Given information -
============
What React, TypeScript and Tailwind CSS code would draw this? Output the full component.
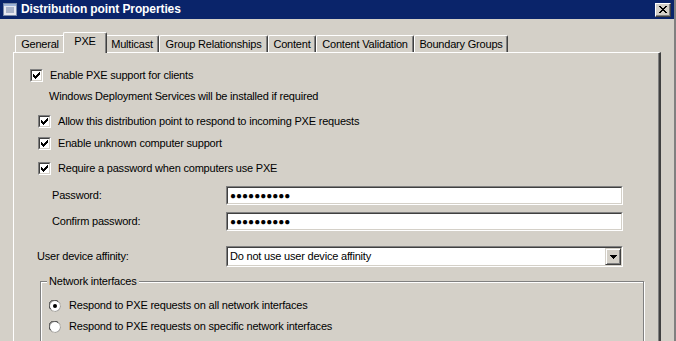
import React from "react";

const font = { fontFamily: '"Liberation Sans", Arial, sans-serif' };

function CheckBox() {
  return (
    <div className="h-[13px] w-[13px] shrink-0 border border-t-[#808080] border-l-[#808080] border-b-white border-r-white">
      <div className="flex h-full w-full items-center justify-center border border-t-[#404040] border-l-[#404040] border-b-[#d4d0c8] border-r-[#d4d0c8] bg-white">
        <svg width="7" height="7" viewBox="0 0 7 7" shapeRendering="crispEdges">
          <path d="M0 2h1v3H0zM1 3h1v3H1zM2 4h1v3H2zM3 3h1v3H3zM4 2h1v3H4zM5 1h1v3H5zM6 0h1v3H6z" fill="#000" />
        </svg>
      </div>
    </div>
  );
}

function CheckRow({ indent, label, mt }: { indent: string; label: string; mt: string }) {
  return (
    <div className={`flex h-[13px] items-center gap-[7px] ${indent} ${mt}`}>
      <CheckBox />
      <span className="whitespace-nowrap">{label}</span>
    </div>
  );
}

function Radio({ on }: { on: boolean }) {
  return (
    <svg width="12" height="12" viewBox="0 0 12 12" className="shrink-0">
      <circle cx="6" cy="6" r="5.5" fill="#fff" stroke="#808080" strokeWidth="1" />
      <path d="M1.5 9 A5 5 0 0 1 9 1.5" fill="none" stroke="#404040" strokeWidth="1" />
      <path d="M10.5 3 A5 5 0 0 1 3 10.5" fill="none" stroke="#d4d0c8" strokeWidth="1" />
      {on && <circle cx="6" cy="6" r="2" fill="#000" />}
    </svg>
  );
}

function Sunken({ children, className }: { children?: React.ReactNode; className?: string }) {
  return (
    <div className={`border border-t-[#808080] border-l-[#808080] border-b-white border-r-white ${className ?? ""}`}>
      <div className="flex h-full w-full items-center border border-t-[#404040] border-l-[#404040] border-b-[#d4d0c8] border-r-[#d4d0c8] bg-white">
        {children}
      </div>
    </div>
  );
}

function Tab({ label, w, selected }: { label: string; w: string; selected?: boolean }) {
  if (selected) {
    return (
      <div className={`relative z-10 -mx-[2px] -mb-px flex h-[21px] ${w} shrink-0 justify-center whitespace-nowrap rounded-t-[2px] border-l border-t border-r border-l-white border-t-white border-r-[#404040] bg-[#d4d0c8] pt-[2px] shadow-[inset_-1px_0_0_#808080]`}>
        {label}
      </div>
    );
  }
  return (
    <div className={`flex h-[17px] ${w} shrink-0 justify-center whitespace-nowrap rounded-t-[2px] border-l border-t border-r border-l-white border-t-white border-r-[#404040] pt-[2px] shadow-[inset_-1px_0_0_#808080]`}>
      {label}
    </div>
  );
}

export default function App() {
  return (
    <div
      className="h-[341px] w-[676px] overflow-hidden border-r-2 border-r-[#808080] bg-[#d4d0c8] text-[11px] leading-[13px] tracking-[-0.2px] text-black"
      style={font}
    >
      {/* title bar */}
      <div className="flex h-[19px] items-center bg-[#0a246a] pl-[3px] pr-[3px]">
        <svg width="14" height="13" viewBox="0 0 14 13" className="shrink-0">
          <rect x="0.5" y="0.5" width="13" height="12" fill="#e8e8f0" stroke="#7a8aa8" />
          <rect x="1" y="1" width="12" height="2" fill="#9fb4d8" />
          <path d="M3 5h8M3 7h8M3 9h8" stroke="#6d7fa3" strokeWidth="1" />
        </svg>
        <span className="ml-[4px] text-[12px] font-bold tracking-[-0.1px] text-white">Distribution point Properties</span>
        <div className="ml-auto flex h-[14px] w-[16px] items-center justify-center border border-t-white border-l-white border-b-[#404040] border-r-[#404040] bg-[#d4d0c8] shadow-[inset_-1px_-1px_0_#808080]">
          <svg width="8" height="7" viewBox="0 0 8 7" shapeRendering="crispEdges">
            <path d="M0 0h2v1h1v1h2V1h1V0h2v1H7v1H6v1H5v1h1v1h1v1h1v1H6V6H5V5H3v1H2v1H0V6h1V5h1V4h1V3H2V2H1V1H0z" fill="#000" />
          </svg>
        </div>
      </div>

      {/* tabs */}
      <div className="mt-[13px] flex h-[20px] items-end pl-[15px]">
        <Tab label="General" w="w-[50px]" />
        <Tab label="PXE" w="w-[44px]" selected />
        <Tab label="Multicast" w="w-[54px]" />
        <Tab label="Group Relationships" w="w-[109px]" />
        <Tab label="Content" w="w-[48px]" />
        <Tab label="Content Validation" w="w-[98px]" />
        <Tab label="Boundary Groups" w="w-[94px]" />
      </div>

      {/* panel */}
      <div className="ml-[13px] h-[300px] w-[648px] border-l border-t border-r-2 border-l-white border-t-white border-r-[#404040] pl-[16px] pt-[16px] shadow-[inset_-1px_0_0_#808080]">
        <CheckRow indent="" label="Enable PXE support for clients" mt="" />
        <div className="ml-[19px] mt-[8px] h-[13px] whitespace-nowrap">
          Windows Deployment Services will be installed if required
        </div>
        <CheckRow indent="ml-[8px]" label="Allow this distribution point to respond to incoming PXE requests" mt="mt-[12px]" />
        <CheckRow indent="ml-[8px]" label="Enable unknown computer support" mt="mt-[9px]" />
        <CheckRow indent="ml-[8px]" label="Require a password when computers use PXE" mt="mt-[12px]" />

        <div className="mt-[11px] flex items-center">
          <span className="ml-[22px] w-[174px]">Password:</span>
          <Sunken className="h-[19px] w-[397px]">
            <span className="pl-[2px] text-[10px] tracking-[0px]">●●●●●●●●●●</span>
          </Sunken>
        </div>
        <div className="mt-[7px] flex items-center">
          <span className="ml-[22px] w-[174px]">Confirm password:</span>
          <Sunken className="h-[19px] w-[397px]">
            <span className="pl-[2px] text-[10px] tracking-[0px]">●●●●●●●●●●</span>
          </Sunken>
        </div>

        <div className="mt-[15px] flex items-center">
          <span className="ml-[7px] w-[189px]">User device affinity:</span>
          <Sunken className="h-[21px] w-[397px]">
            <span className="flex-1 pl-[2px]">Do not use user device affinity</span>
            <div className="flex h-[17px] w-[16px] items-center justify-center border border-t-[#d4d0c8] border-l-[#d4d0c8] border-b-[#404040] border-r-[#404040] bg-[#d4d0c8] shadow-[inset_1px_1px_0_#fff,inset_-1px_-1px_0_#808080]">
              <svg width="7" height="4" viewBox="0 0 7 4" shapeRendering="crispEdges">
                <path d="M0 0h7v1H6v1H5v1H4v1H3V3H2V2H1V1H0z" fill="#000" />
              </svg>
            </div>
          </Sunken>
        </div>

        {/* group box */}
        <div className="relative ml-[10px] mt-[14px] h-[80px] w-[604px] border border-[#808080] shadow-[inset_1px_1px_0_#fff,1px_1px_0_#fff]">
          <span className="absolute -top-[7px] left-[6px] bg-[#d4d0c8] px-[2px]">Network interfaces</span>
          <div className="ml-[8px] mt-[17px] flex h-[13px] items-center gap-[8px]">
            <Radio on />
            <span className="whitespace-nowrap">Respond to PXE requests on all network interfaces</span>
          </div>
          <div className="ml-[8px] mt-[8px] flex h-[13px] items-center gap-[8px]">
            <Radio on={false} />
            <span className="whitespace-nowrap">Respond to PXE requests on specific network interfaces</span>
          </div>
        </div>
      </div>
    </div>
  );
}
============
Written exercise - Leave every image out, and retype the material exactly.

Written response -
What React, TypeScript and Tailwind CSS code would draw this? Output the full component.
import React from "react";

const font = { fontFamily: '"Liberation Sans", Arial, sans-serif' };

function CheckBox() {
  return (
    <div className="h-[13px] w-[13px] shrink-0 border border-t-[#808080] border-l-[#808080] border-b-white border-r-white">
      <div className="flex h-full w-full items-center justify-center border border-t-[#404040] border-l-[#404040] border-b-[#d4d0c8] border-r-[#d4d0c8] bg-white">
        <svg width="7" height="7" viewBox="0 0 7 7" shapeRendering="crispEdges">
          <path d="M0 2h1v3H0zM1 3h1v3H1zM2 4h1v3H2zM3 3h1v3H3zM4 2h1v3H4zM5 1h1v3H5zM6 0h1v3H6z" fill="#000" />
        </svg>
      </div>
    </div>
  );
}

function CheckRow({ indent, label, mt }: { indent: string; label: string; mt: string }) {
  return (
    <div className={`flex h-[13px] items-center gap-[7px] ${indent} ${mt}`}>
      <CheckBox />
      <span className="whitespace-nowrap">{label}</span>
    </div>
  );
}

function Radio({ on }: { on: boolean }) {
  return (
    <svg width="12" height="12" viewBox="0 0 12 12" className="shrink-0">
      <circle cx="6" cy="6" r="5.5" fill="#fff" stroke="#808080" strokeWidth="1" />
      <path d="M1.5 9 A5 5 0 0 1 9 1.5" fill="none" stroke="#404040" strokeWidth="1" />
      <path d="M10.5 3 A5 5 0 0 1 3 10.5" fill="none" stroke="#d4d0c8" strokeWidth="1" />
      {on && <circle cx="6" cy="6" r="2" fill="#000" />}
    </svg>
  );
}

function Sunken({ children, className }: { children?: React.ReactNode; className?: string }) {
  return (
    <div className={`border border-t-[#808080] border-l-[#808080] border-b-white border-r-white ${className ?? ""}`}>
      <div className="flex h-full w-full items-center border border-t-[#404040] border-l-[#404040] border-b-[#d4d0c8] border-r-[#d4d0c8] bg-white">
        {children}
      </div>
    </div>
  );
}

function Tab({ label, w, selected }: { label: string; w: string; selected?: boolean }) {
  if (selected) {
    return (
      <div className={`relative z-10 -mx-[2px] -mb-px flex h-[21px] ${w} shrink-0 justify-center whitespace-nowrap rounded-t-[2px] border-l border-t border-r border-l-white border-t-white border-r-[#404040] bg-[#d4d0c8] pt-[2px] shadow-[inset_-1px_0_0_#808080]`}>
        {label}
      </div>
    );
  }
  return (
    <div className={`flex h-[17px] ${w} shrink-0 justify-center whitespace-nowrap rounded-t-[2px] border-l border-t border-r border-l-white border-t-white border-r-[#404040] pt-[2px] shadow-[inset_-1px_0_0_#808080]`}>
      {label}
    </div>
  );
}

export default function App() {
  return (
    <div
      className="h-[341px] w-[676px] overflow-hidden border-r-2 border-r-[#808080] bg-[#d4d0c8] text-[11px] leading-[13px] tracking-[-0.2px] text-black"
      style={font}
    >
      {/* title bar */}
      <div className="flex h-[19px] items-center bg-[#0a246a] pl-[3px] pr-[3px]">
        <svg width="14" height="13" viewBox="0 0 14 13" className="shrink-0">
          <rect x="0.5" y="0.5" width="13" height="12" fill="#e8e8f0" stroke="#7a8aa8" />
          <rect x="1" y="1" width="12" height="2" fill="#9fb4d8" />
          <path d="M3 5h8M3 7h8M3 9h8" stroke="#6d7fa3" strokeWidth="1" />
        </svg>
        <span className="ml-[4px] text-[12px] font-bold tracking-[-0.1px] text-white">Distribution point Properties</span>
        <div className="ml-auto flex h-[14px] w-[16px] items-center justify-center border border-t-white border-l-white border-b-[#404040] border-r-[#404040] bg-[#d4d0c8] shadow-[inset_-1px_-1px_0_#808080]">
          <svg width="8" height="7" viewBox="0 0 8 7" shapeRendering="crispEdges">
            <path d="M0 0h2v1h1v1h2V1h1V0h2v1H7v1H6v1H5v1h1v1h1v1h1v1H6V6H5V5H3v1H2v1H0V6h1V5h1V4h1V3H2V2H1V1H0z" fill="#000" />
          </svg>
        </div>
      </div>

      {/* tabs */}
      <div className="mt-[13px] flex h-[20px] items-end pl-[15px]">
        <Tab label="General" w="w-[50px]" />
        <Tab label="PXE" w="w-[44px]" selected />
        <Tab label="Multicast" w="w-[54px]" />
        <Tab label="Group Relationships" w="w-[109px]" />
        <Tab label="Content" w="w-[48px]" />
        <Tab label="Content Validation" w="w-[98px]" />
        <Tab label="Boundary Groups" w="w-[94px]" />
      </div>

      {/* panel */}
      <div className="ml-[13px] h-[300px] w-[648px] border-l border-t border-r-2 border-l-white border-t-white border-r-[#404040] pl-[16px] pt-[16px] shadow-[inset_-1px_0_0_#808080]">
        <CheckRow indent="" label="Enable PXE support for clients" mt="" />
        <div className="ml-[19px] mt-[8px] h-[13px] whitespace-nowrap">
          Windows Deployment Services will be installed if required
        </div>
        <CheckRow indent="ml-[8px]" label="Allow this distribution point to respond to incoming PXE requests" mt="mt-[12px]" />
        <CheckRow indent="ml-[8px]" label="Enable unknown computer support" mt="mt-[9px]" />
        <CheckRow indent="ml-[8px]" label="Require a password when computers use PXE" mt="mt-[12px]" />

        <div className="mt-[11px] flex items-center">
          <span className="ml-[22px] w-[174px]">Password:</span>
          <Sunken className="h-[19px] w-[397px]">
            <span className="pl-[2px] text-[10px] tracking-[0px]">●●●●●●●●●●</span>
          </Sunken>
        </div>
        <div className="mt-[7px] flex items-center">
          <span className="ml-[22px] w-[174px]">Confirm password:</span>
          <Sunken className="h-[19px] w-[397px]">
            <span className="pl-[2px] text-[10px] tracking-[0px]">●●●●●●●●●●</span>
          </Sunken>
        </div>

        <div className="mt-[15px] flex items-center">
          <span className="ml-[7px] w-[189px]">User device affinity:</span>
          <Sunken className="h-[21px] w-[397px]">
            <span className="flex-1 pl-[2px]">Do not use user device affinity</span>
            <div className="flex h-[17px] w-[16px] items-center justify-center border border-t-[#d4d0c8] border-l-[#d4d0c8] border-b-[#404040] border-r-[#404040] bg-[#d4d0c8] shadow-[inset_1px_1px_0_#fff,inset_-1px_-1px_0_#808080]">
              <svg width="7" height="4" viewBox="0 0 7 4" shapeRendering="crispEdges">
                <path d="M0 0h7v1H6v1H5v1H4v1H3V3H2V2H1V1H0z" fill="#000" />
              </svg>
            </div>
          </Sunken>
        </div>

        {/* group box */}
        <div className="relative ml-[10px] mt-[14px] h-[80px] w-[604px] border border-[#808080] shadow-[inset_1px_1px_0_#fff,1px_1px_0_#fff]">
          <span className="absolute -top-[7px] left-[6px] bg-[#d4d0c8] px-[2px]">Network interfaces</span>
          <div className="ml-[8px] mt-[17px] flex h-[13px] items-center gap-[8px]">
            <Radio on />
            <span className="whitespace-nowrap">Respond to PXE requests on all network interfaces</span>
          </div>
          <div className="ml-[8px] mt-[8px] flex h-[13px] items-center gap-[8px]">
            <Radio on={false} />
            <span className="whitespace-nowrap">Respond to PXE requests on specific network interfaces</span>
          </div>
        </div>
      </div>
    </div>
  );
}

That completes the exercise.